|Author||Subject: Re: Replaced!!1|
|Bladeder|| Posted At 12:23:44 07/19/2001
There are also alot of employers who do not know the law as well.
Generally, you cannot be fired while on workers comp or any other type of medical disability. Your employer should treat you the same as they would treat any other employee in the company who has a bona fide medical disability. Example: if somone became pregnant, would they fire her? Not legally. They normally must hold your position open for a certain length of time -- in most cases, 6 months [minimum] to one year. If they don't have a 'policy' in writing as to hold long this would be, a court would base any judgment on 'precedent' [i.e., how long has the company held jobs open for other employees with medical disabilities in the past].
If you're still out after 6 months or after any specified time per your company policies, your employer can legally replace you, however, if you are able to return to work after you've been replaced, employers are required to place you in a similar position at a similar salary level -- providing one exists. If no such position is available, they aren't required to create one, and at that point you would be entitled to unemployment benefits due to the reason that you are wanting to work, but can't -- through no fault of your own.

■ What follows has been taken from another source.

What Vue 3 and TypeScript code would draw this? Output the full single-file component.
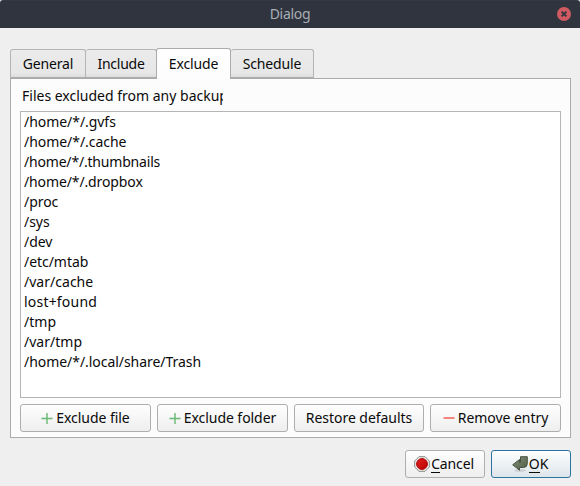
<script setup lang="ts">
import { ref } from 'vue'

interface Tab { name: string; cls: string }

const tabs: Tab[] = [
  { name: 'General', cls: 'general' },
  { name: 'Include', cls: 'include' },
  { name: 'Exclude', cls: 'exclude' },
  { name: 'Schedule', cls: 'schedule' },
]
const active = ref('Exclude')
const entries: string[] = [
  '/home/*/.gvfs', '/home/*/.cache', '/home/*/.thumbnails', '/home/*/.dropbox',
  '/proc', '/sys', '/dev', '/etc/mtab', '/var/cache', 'lost+found', '/tmp',
  '/var/tmp', '/home/*/.local/share/Trash',
]
</script>

<template>
  <div class="dialog">
    <header class="titlebar">
      <span class="title">Dialog</span>
      <svg class="close" width="14" height="14" viewBox="0 0 14 14">
        <circle cx="7" cy="7" r="7" fill="#cf5a62" />
        <path d="M4.6 4.6 9.4 9.4M9.4 4.6 4.6 9.4" stroke="#2f343f" stroke-width="1.8" />
      </svg>
    </header>
    <nav class="tabs">
      <button v-for="t in tabs" :key="t.name" class="tab" :class="[t.cls, { active: t.name === active }]" @click="active = t.name"><span>{{ t.name }}</span></button>
    </nav>
    <section class="panel">
      <div class="caption">Files excluded from any backup</div>
      <ul class="list">
        <li v-for="e in entries" :key="e">{{ e }}</li>
      </ul>
      <div class="actions">
        <button class="btn">
          <svg width="12" height="12" viewBox="0 0 12 12"><path d="M0.5 6.5H11.5M6 1V12" stroke="#69b974" stroke-width="1.4" /></svg>
          <span>Exclude file</span>
        </button>
        <button class="btn">
          <svg width="12" height="12" viewBox="0 0 12 12"><path d="M0.5 6.5H11.5M6 1V12" stroke="#69b974" stroke-width="1.4" /></svg>
          <span>Exclude folder</span>
        </button>
        <button class="btn"><span>Restore defaults</span></button>
        <button class="btn">
          <svg width="12" height="12" viewBox="0 0 12 12"><path d="M0.5 6H11.5" stroke="#f47f78" stroke-width="1.9" /></svg>
          <span>Remove entry</span>
        </button>
      </div>
    </section>
    <footer class="footer">
      <button class="btn cancel">
        <svg width="16" height="16" viewBox="0 0 16 16">
          <defs><linearGradient id="stop" x1="0" y1="0" x2="1" y2="1"><stop offset="0" stop-color="#e52222" /><stop offset="1" stop-color="#b80000" /></linearGradient></defs>
          <path d="M5 .7H11L15.3 5V11L11 15.3H5L.7 11V5Z" fill="#eeeeec" stroke="#888a85" />
          <circle cx="8" cy="8" r="5.4" fill="url(#stop)" stroke="#a90000" />
        </svg>
        <span><i>C</i>ancel</span>
      </button>
      <button class="btn ok">
        <svg width="16" height="16" viewBox="0 0 16 16">
          <defs><linearGradient id="ret" x1="0" y1="0" x2="1" y2="1"><stop offset="0" stop-color="#83917a" /><stop offset="1" stop-color="#4e5c46" /></linearGradient></defs>
          <ellipse cx="8" cy="14.4" rx="6" ry="1.4" fill="#000" opacity=".12" />
          <path d="M8.5.7H15.3V7.5Q15.3 11.5 11.5 11.5H7.5V14.2L.7 8.8L7.5 3.5V6.5H8.5Z" fill="url(#ret)" stroke="#48533f" stroke-width="1" />
        </svg>
        <span><i>O</i>K</span>
      </button>
    </footer>
  </div>
</template>

<style>
body { margin: 0; background: #efefef; }
</style>

<style scoped>
.dialog { box-sizing: border-box; width: 580px; height: 486px; background: #efefef; font-family: "Noto Sans", sans-serif; font-size: 14px; color: #0a0a0a; display: flex; flex-direction: column; overflow: hidden; }
button { font: inherit; color: inherit; padding: 0; margin: 0; box-sizing: border-box; }
.titlebar { height: 28px; flex: none; background: linear-gradient(#353945 0, #353945 1px, #2f343f 1px); display: grid; grid-template-columns: 1fr auto 1fr; align-items: center; color: #a9adb5; border-radius: 3px 3px 0 0; }
.title { grid-column: 2; line-height: 28px; letter-spacing: -0.3px; }
.close { grid-column: 3; justify-self: end; margin-right: 9px; }
.tabs { display: flex; align-items: flex-end; height: 30px; margin: 20px 0 0 10px; flex: none; position: relative; z-index: 1; }
.tab { height: 29px; border: 1px solid #b4b4b4; border-left-width: 0; border-bottom-color: #ababab; border-radius: 3px 3px 0 0; background: linear-gradient(#ebebeb, #e7e7e7 85%, #dedede); line-height: 27px; white-space: nowrap; letter-spacing: -0.15px; }
.general { width: 76px; border-left-width: 1px; }
.include { width: 71px; letter-spacing: -0.25px; }
.exclude { width: 74px; }
.schedule { width: 83px; }
.tab.active { height: 31px; margin-bottom: -1px; border-color: #ababab; border-left-width: 1px; border-bottom: 0; margin-left: -1px; width: 75px; background: linear-gradient(#fff, #fcfcfc); line-height: 27px; padding-bottom: 2px; }
.tab span { display: block; }
.panel { box-sizing: border-box; width: 561px; height: 360px; margin: 0 0 0 10px; flex: none; background: #fcfcfc; border: 1px solid #ababab; padding: 6px 9px 5px; display: flex; flex-direction: column; }
.caption { width: 201px; height: 22px; line-height: 22px; margin: 0 0 4px 2px; overflow: hidden; white-space: nowrap; }
.list { box-sizing: border-box; height: 287px; margin: 0 0 6px; padding: 0 3px; list-style: none; background: #fff; border: 1px solid #b5b5b5; }
.list li { height: 20px; line-height: 20px; white-space: nowrap; letter-spacing: -0.05px; }
.list li:nth-child(3) { letter-spacing: -0.19px; }
.list li:nth-child(4) { letter-spacing: -0.12px; }
.list li:nth-child(10) { letter-spacing: 0.2px; }
.list li:nth-child(9), .list li:nth-child(11), .list li:nth-child(12) { letter-spacing: 0.02px; }
.actions { display: grid; grid-template-columns: 131px 131px 130px 131px; column-gap: 6px; }
.btn { height: 28px; border: 1px solid #aeaeae; border-radius: 3px; background: linear-gradient(#fefefe, #eeeeee); display: flex; align-items: center; justify-content: center; gap: 3px; white-space: nowrap; line-height: 26px; letter-spacing: -0.05px; }
.footer { display: flex; justify-content: flex-end; gap: 6px; margin: 12px 9px 0 0; }
.footer .btn { width: 80px; gap: 1px; padding-right: 2px; }
.footer .cancel { letter-spacing: -0.15px; }
.btn.ok { border-color: #2b73a0; background: linear-gradient(#fdfefe, #dde5ea); }
i { font-style: normal; box-shadow: inset 0 -1px #0a0a0a; display: inline-block; line-height: 18px; }
</style>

The thing that makes this tricky is that the laws vary somewhat from state to state [I'm from California], but more specifically, size of employer is a major factor. The laws were written so small employers [less than 50 employees] would not be put in difficult situations trying to hold a job open -- which would be more difficult for a small employer, than a large employer where chances are the work can be absorbed by someone performing a similar task.

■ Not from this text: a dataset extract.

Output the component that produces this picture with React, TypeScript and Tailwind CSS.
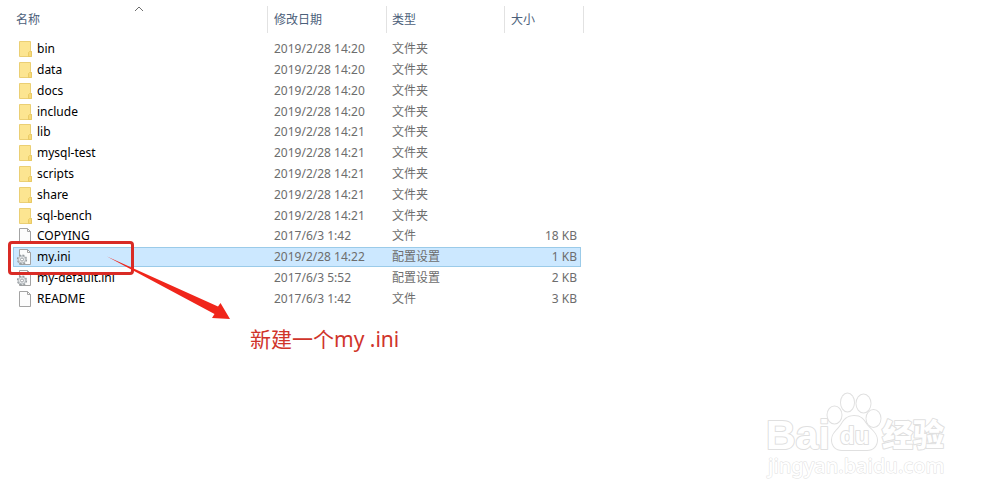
type Kind = "folder" | "file" | "config";

type Entry = {
    name: string;
    date: string;
    kind: Kind;
    size?: string;
    selected?: boolean;
};

const entries: Entry[] = [
    { name: "bin", date: "2019/2/28 14:20", kind: "folder" },
    { name: "data", date: "2019/2/28 14:20", kind: "folder" },
    { name: "docs", date: "2019/2/28 14:20", kind: "folder" },
    { name: "include", date: "2019/2/28 14:20", kind: "folder" },
    { name: "lib", date: "2019/2/28 14:21", kind: "folder" },
    { name: "mysql-test", date: "2019/2/28 14:21", kind: "folder" },
    { name: "scripts", date: "2019/2/28 14:21", kind: "folder" },
    { name: "share", date: "2019/2/28 14:21", kind: "folder" },
    { name: "sql-bench", date: "2019/2/28 14:21", kind: "folder" },
    { name: "COPYING", date: "2017/6/3 1:42", kind: "file", size: "18 KB" },
    { name: "my.ini", date: "2019/2/28 14:22", kind: "config", size: "1 KB", selected: true },
    { name: "my-default.ini", date: "2017/6/3 5:52", kind: "config", size: "2 KB" },
    { name: "README", date: "2017/6/3 1:42", kind: "file", size: "3 KB" },
];

const kindLabels: Record<Kind, string> = {
    folder: "文件夹",
    file: "文件",
    config: "配置设置",
};

function FolderIcon() {
    return (
        <svg width="16" height="16" viewBox="0 0 16 16" aria-hidden="true">
            <path d="M2.5.5h11v9.2l1 .8v5h-12z" fill="#fce591" stroke="#ebcf74" />
            <path d="M12.5 10.5h2v5h-3v-4z" fill="#f8d978" stroke="#e6c65f" strokeWidth=".8" />
        </svg>
    );
}

function FileIcon({ gear = false }: { gear?: boolean }) {
    return (
        <svg className="overflow-visible" width="16" height="16" viewBox="0 0 16 16" aria-hidden="true">
            <path d="M2.5.5h8l3 3v12h-11z" fill="#fcfcfc" stroke="#a3a3a3" />
            <path d="M10.5.5v3h3" fill="none" stroke="#a3a3a3" />
            {gear && (
                <g>
                    <circle cx="5" cy="10.5" r="4.4" fill="#e8eaec" stroke="#959b9f" strokeWidth="1.5" strokeDasharray="1.9 1.55" />
                    <circle cx="5" cy="10.5" r="3.6" fill="#e8eaec" stroke="#a2a8ac" strokeWidth=".8" />
                    <circle cx="5" cy="10.5" r="1.5" fill="#fff" stroke="#959b9f" strokeWidth=".9" />
                </g>
            )}
        </svg>
    );
}

function EntryRow({ entry }: { entry: Entry }) {
    const cell = entry.selected ? "border-y border-[#9bcbe9] bg-[#cce8ff]" : "border-y border-transparent";
    return (
        <tr className="leading-[18px] text-[#6d6d6d]">
            <td className={`${cell} border-l p-0`}>
                <div className="flex items-center gap-1 pl-[3px] text-black">
                    {entry.kind === "folder" ? <FolderIcon /> : <FileIcon gear={entry.kind === "config"} />}
                    {entry.name}
                </div>
            </td>
            <td className={`${cell} p-0 pl-[7px]`}>{entry.date}</td>
            <td className={`${cell} p-0 pl-1.5`}>{kindLabels[entry.kind]}</td>
            <td className={`${cell} border-r p-0 pr-[3px] text-right`}>{entry.size}</td>
            <td className="p-0" />
        </tr>
    );
}

function FileTable() {
    const head = "h-[27px] border-l border-[#e2e2e2] leading-[27px]";
    return (
        <table className="h-[309px] w-full max-w-[571px] table-fixed border-separate border-spacing-0 whitespace-nowrap">
            <colgroup>
                <col />
                <col className="w-[119px]" />
                <col className="w-[118px]" />
                <col className="w-[77px]" />
                <col className="w-[3px]" />
            </colgroup>
            <thead>
                <tr className="h-[39px] text-left align-top text-[#4c607a]">
                    <th scope="col" className="relative p-0 pt-1.5 font-normal">
                        <div className="pl-[3px] leading-[27px]">名称</div>
                        <svg className="absolute top-1.5 left-[121px]" width="10" height="6" viewBox="0 0 10 6" aria-hidden="true">
                            <path d="M1 5l4-4 4 4" fill="none" stroke="#6d6d6d" />
                        </svg>
                    </th>
                    <th scope="col" className="p-0 pt-1.5 font-normal">
                        <div className={`${head} pl-1.5`}>修改日期</div>
                    </th>
                    <th scope="col" className="p-0 pt-1.5 font-normal">
                        <div className={`${head} pl-[5px]`}>类型</div>
                    </th>
                    <th scope="col" colSpan={2} className="p-0 pt-1.5 font-normal">
                        <div className={`${head} border-r pl-1.5`}>大小</div>
                    </th>
                </tr>
            </thead>
            <tbody>
                {entries.map((entry) => (
                    <EntryRow key={entry.name} entry={entry} />
                ))}
            </tbody>
        </table>
    );
}

// Red frame, arrow and note drawn over the listing
function Annotation() {
    return (
        <>
            <div className="absolute top-[241px] left-2 h-[34px] w-[126px] rounded-sm border-3 border-[#d92b25]" />
            <svg className="absolute top-[250px] left-[100px]" width="140" height="75" viewBox="100 250 140 75" aria-hidden="true">
                <path d="M107 256.5L218 306.5L220.5 303L230 319L212 318L214.5 314z" fill="#f0261b" />
            </svg>
            <p className="absolute top-[325px] left-[250px] text-[21px] leading-7 text-[#d0342b]">新建一个my .ini</p>
        </>
    );
}

function Watermark() {
    return (
        <svg className="absolute right-[50px] bottom-4 overflow-visible" width="190" height="96" viewBox="760 388 190 96" role="img" aria-label="Baidu 经验">
            <g fill="#fff" stroke="#e0e0e0" strokeWidth="2" strokeLinejoin="round" paintOrder="stroke">
                <text className="font-['Liberation_Sans',sans-serif]" x="766" y="449" fontSize="41" fontWeight="700">Bai</text>
                <ellipse cx="834.5" cy="415" rx="7" ry="8.5" />
                <ellipse cx="847.5" cy="402.5" rx="6.5" ry="9" />
                <ellipse cx="863.5" cy="403.5" rx="7" ry="9" />
                <ellipse cx="873.5" cy="418.5" rx="7" ry="8.5" />
                <path d="M854 416c-7 0-10 4-13 9-4 6-9 8-9 15 0 6 4 10 10 10h25c6 0 10-4 10-10 0-7-6-10-10-15-4-6-6-9-13-9z" />
                <text className="font-['Liberation_Sans',sans-serif]" x="840" y="444" fontSize="24" fontWeight="700">du</text>
                <text x="882" y="446" fontSize="31" fontWeight="900">经验</text>
                <text x="768" y="473" fontSize="20" fontWeight="500" strokeWidth="1">jingyan.baidu.com</text>
            </g>
        </svg>
    );
}

export default function App() {
    return (
        <main className="relative min-h-screen bg-white pl-[13px] font-['Noto_Sans','Noto_Sans_CJK_SC',sans-serif] text-xs">
            <FileTable />
            <Annotation />
            <Watermark />
        </main>
    );
}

You should check with you local State Employment office for the specific details as they relate to your state.
When I worked in the HR department of a hospital here in California and an employee would go out on workers comp and receive temporary benefits, we would hold their job open for a year before they were officially replaced. If they were subsequently able to return to work, we would look through our openings for a similar position. If one was not available, we would tell them such, but also tell them to check back at regular intervals. This is the employee's responsibility -- not the employers. The law doesn't "make" employers remember that this person is "out there" and needs to be considered for every opening that comes available. Only after they are informed that the employee is able to return to work, does the employer need to do a pro-active search of its open posiitons for a suitable one. We basically had to keep these people in "limbo" from that point forward because they were no longer technically employees, but if they did inquire about an open position, they needed to be given "preference." The employer was under no obligation to train the former employee for a position they were not qualified for, however, all things being equal, the former injured employee would be the applicant we would be required to select at any point after they were authorized to return to work.
Sorry for writing a book here -- it's an extremely complicated and unclear area of the law. The main thing to consider is the size of the employer with regard to how long they must hold your position open.